Sie bestehen aus einer Lichtquelle, die einen Polarisationsfilter eine Collage aus doppelbrechenden, transparenten Kunststoff-Folien und einen weiteren Polarisationsfilter durchleuchtet. Das Licht wird teilweise vom ersten Filter absorbiert, von den Folien in Teilbündel getrennt und vom zweiten Filter wieder teilweise absorbiert. Dadurch werden Farben sichtbar, welche je nach Dicke der Kunststoff-Folien variieren.
Durch die Drehbewegung des Polarisationsfilters ändern diese Collagen oder Arrangements ihre Farbe.
Bei anderen können die Besucher den zweiten Polarisationsfilter bewegen und so selbst den Prozess vom Unsichtbaren zum Sichtbaren anregen.

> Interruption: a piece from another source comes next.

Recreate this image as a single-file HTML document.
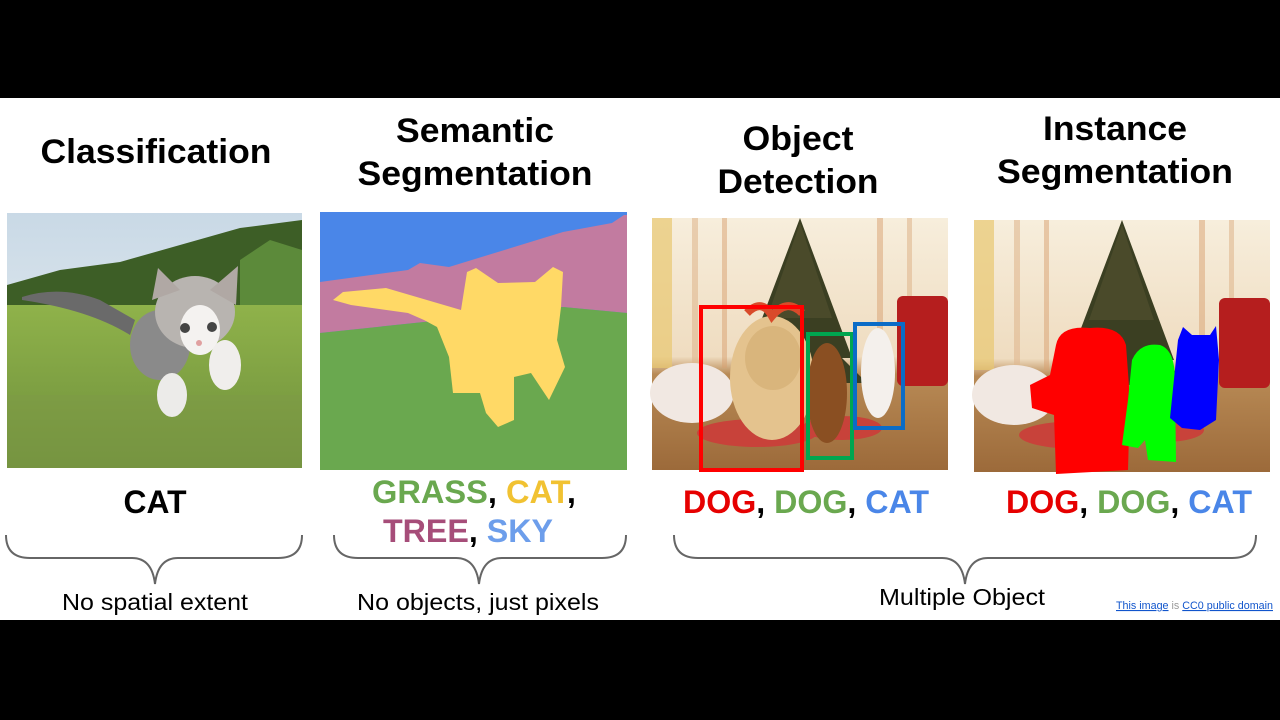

Den variochromatischen Objekten gegenüber ist Baumeisters Entwurf des Mechano abgebildet: eine Maschine, die laut Baumeister keinen praktischen Zweck verfolgt, sondern nur der künstlerischen Kraftentfaltung dient. Dahinter steht die Idee einer Bewegung sowohl der Bildfläche als auch der Einzelformen. So verbindet der Mechano Statik mit Bewegung.
Baumeisters „Safer“-Gemälde leben vom Kontrast gelber und schwarzer Flächen. „Safer“ ist eine Wortschöpfung, die sich auf den safranfarbenen Bilduntergrund bezieht. Baumeister interessierte sich für prähistorische Kunst, in diesen Bildern werden Bezüge zur Höhlenmalerei deutlich. Er arbeitete mit Sand und Kunstharz, um den Oberflächen Struktur zu verleihen. Hoepffners „Skurrile Schluchten“ sind Solarisationen, die in starken Kontrasten die archaische Struktur von Felsen und Steinen festhalten.
In Baumeisters letztem Werkkomplex, der Serie Montaru, bestimmen schwarze Flächen das Bildzentrum, die in Spannung zu kleineren bunten Arealen stehen. Er selbst sagte dazu: „Montaru ist ein Wortklang. Mont heißt ja Berg, und da ich eine große Fläche gemacht habe mit Schwarz, die quasi schwebt, also ein schwebender Berg, heißt es also Mont. Und aru ist ein phonetischer Klang von blau-rot mit den anderen primären Farben, also grün-gelb und violett usw. Das ist ein tiefer sonorer Klang.“ Hoepffners Schwarz-Weiß-Solarisationen und Fotogramme beschreiben Veränderungsprozesse. Bei den Fotogrammen entstehen Bilder ohne Kamera, indem auf lichtempfindlichen Film gesetzte Objekte beleuchtet werden.
Auf dem Weg in die Gegenstandslosigkeit: Hoepffners abstrakte Werke sind oft genau beobachtete und präzise fotografierte Natur: Rillen im Sand oder ein aufgeschnittener Rotkohl. Baumeisters Eidos-Bilder zeigen phantastische Szenerien, die entfernt an schwebende menschliche Gestalten erinnern.
Baumeister setzte sich intensiv mit der Wechselwirkung von Bild und Schrift auseinander. Viele Bilder verweisen auf chinesische Schriftzeichen, andere Werke beziehen sich nur noch vage auf bekannte Zeichen. Die verschwimmenden Schwarz-Weiß-Kontraste in Hoepffners Landschaftsaufnahmen erinnern ebenfalls an abstrakte Zeichen.
Die Ausstellung „Wege in die Abstraktion„ präsentiert neben Werken aus 60 Jahren mutiger und experimentierfreudiger Kunst Teile des Briefwechsels der Künstler. Sie bestätigen die persönliche Nähe und gegenseitige künstlerische Wertschätzung.